Friday, June 19, 2009
Surranachronism-Literarydiscussion
I am interested in disputing the characteristic cliches of English literary taste, many of which emerge in the review by Mark Thompson of the recent complete edition of the works of the Serbian author Danilo Kis. Mark, who is a conformist historian and not a literary critic, regards himself as an authority of the works of Kis and confidently dismisses 'Garden, Ashes' as overripe, overlooking the Nobel prizewinner Josef Brodsky's estimate of it as a 'lyrical masterpiece'. 'Self-indulgent' would be the English cliche here and Thompson jumps into it with alacrity. Thompson assures his readers that nobody in England reads Kis, a statement that might put us in mind of a possible remark by Stalin, that nobody read Mandelstam (he was banned at the time).

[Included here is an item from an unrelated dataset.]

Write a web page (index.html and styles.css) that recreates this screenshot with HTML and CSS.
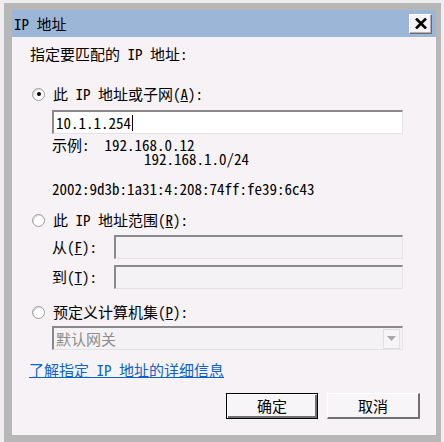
FILE: index.html
```html
<!DOCTYPE html>
<html lang="zh-CN">
<head>
<meta charset="utf-8">
<title>IP 地址</title>
<link rel="stylesheet" href="styles.css">
</head>
<body>
<div class="frame">
  <div class="titlebar">
    <span class="title">IP 地址</span>
    <span class="close"><svg width="12" height="11" viewBox="0 0 12 11"><path d="M1 0.5 L11 10.5 M11 0.5 L1 10.5" stroke="#000" stroke-width="2.6" fill="none"/></svg></span>
  </div>
  <div class="content">
    <div class="label intro">指定要匹配的 IP 地址:</div>

    <div class="radio-row r1"><span class="radio checked"></span><span>此 IP 地址或子网(<u>A</u>):</span></div>
    <div class="field main"><span>10.1.1.254</span><span class="caret"></span></div>
    <div class="examples">
      <div class="ex">示例:  192.168.0.12</div>
      <div class="ex ex2">192.168.1.0/24</div>
    </div>
    <div class="ipv6">2002:9d3b:1a31:4:208:74ff:fe39:6c43</div>

    <div class="radio-row r2"><span class="radio"></span><span>此 IP 地址范围(<u>R</u>):</span></div>
    <div class="range-row first"><span class="range-label">从(<u>F</u>):</span><div class="field disabled grow"></div></div>
    <div class="range-row"><span class="range-label">到(<u>T</u>):</span><div class="field disabled grow"></div></div>

    <div class="radio-row r3"><span class="radio"></span><span>预定义计算机集(<u>P</u>):</span></div>
    <div class="field select disabled"><span class="sel-text">默认网关</span><span class="arrow"><svg width="9" height="5" viewBox="0 0 9 5"><path d="M0 0 H9 L4.5 5 Z" fill="#a8a8a8"/></svg></span></div>

    <a class="link" href="#">了解指定 IP 地址的详细信息</a>

    <div class="buttons">
      <span class="btn default">确定</span>
      <span class="btn">取消</span>
    </div>
  </div>
</div>
</body>
</html>
```

FILE: styles.css
```css
html, body {
  margin: 0;
  padding: 0;
}
body {
  background: #efedef;
  width: 444px;
  height: 442px;
  overflow: hidden;
  font-family: "Noto Sans Mono CJK SC", "Noto Sans CJK SC", monospace;
  font-size: 15px;
  color: #000;
}
.frame {
  margin: 3px 3px 0 4px;
  background: #b7b7b7;
  padding: 7px 5px 7px 8px;
  height: 425px;
}
.titlebar {
  height: 27px;
  background: #9bb6d7;
  display: flex;
  align-items: center;
  justify-content: space-between;
  padding: 0 4px 0 2px;
}
.title {
  line-height: 16px;
  font-size: 15px;
}
.close {
  width: 21px;
  height: 18px;
  background: #f4f2f4;
  border-top: 1px solid #fff;
  border-left: 1px solid #fff;
  border-right: 1px solid #6a6a6a;
  border-bottom: 1px solid #6a6a6a;
  box-shadow: inset -1px -1px 0 #b0b0b0;
  display: flex;
  align-items: center;
  justify-content: center;
  box-sizing: content-box;
}
.content {
  background: #f6f2f6;
  height: 398px;
  padding: 9px 16px 0 18px;
  box-sizing: border-box;
  line-height: 16px;
}
.label { height: 16px; }
.radio-row {
  display: flex;
  align-items: center;
  height: 16px;
  margin-left: 2px;
}
.r1 { margin-top: 24px; }
.r2 { margin-top: 15px; }
.r3 { margin-top: 15px; }
.radio {
  width: 11px;
  height: 11px;
  border-radius: 50%;
  border: 1px solid #9c9c9c;
  background: #fff;
  box-shadow: inset 1px 1px 0 #dcdcdc;
  margin-right: 8px;
  position: relative;
  flex: none;
}
.radio.checked::after {
  content: "";
  position: absolute;
  left: 3.5px;
  top: 3.5px;
  width: 4px;
  height: 4px;
  border-radius: 50%;
  background: #000;
}
.field {
  box-sizing: border-box;
  height: 24px;
  border-top: 2px solid #8a8a8a;
  border-left: 2px solid #8a8a8a;
  border-right: 1px solid #e4e2e4;
  border-bottom: 1px solid #e4e2e4;
  display: flex;
  align-items: center;
}
.field.main {
  margin: 8px 0 0 22px;
  width: 351px;
  background: #fff;
  padding-left: 2px;
}
.caret {
  width: 1px;
  height: 16px;
  background: #000;
  margin-left: 1px;
}
.field.disabled {
  background: #f4f2f4;
}
.examples {
  margin: 4px 0 0 22px;
}
.ex {
  white-space: pre;
  line-height: 14px;
  height: 14px;
}
.ex2 { padding-left: 92px; }
.ipv6 {
  margin: 15px 0 0 22px;
}
.range-row {
  display: flex;
  align-items: center;
  margin: 6px 0 0 22px;
  height: 24px;
}
.range-row.first { margin-top: 7px; }
.range-label { width: 62px; flex: none; }
.grow { width: 289px; }
.field.select {
  margin: 6px 0 0 22px;
  width: 351px;
  justify-content: space-between;
  padding-left: 2px;
}
.sel-text { color: #8c8c8c; }
.arrow {
  width: 15px;
  height: 18px;
  margin-right: 2px;
  background: #f6f4f6;
  border: 1px solid #e0dee0;
  display: flex;
  align-items: center;
  justify-content: center;
}
.link {
  display: inline-block;
  margin: 12px 0 0 -1px;
  color: #0a64c8;
  text-decoration: underline;
  line-height: 16px;
}
.buttons {
  display: flex;
  justify-content: flex-end;
  gap: 9px;
  margin-top: 15px;
}
.btn {
  box-sizing: border-box;
  width: 92px;
  height: 26px;
  display: flex;
  align-items: center;
  justify-content: center;
  background: #f7f5f7;
  border-top: 1px solid #fff;
  border-left: 1px solid #fff;
  border-right: 2px solid #707070;
  border-bottom: 2px solid #707070;
  font-family: "Noto Sans CJK SC", sans-serif;
  font-size: 15px;
}
.btn + .btn { width: 93px; }
.btn.default {
  border: 1px solid #000;
  box-shadow: inset 1px 1px 0 #fff, inset -2px -2px 0 #707070;
}
```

Despite Thompson's certainty that, given his knowledge of Serbo-Croat, he is the sole survivor Kis reader in England, the fact remains that I have read Kis's work with absorption and pleasure for thirty years. Thompson manages to write a lengthy (and stereotypical) article about Kis without even once mentioning either Kis's fascination with the central figure of the father, or Kis's acknowledged debt to the novelist who influenced him above all others - Bruno Schulz, the creator of ironic hyperbole and author of 'The Street of Crocodiles'.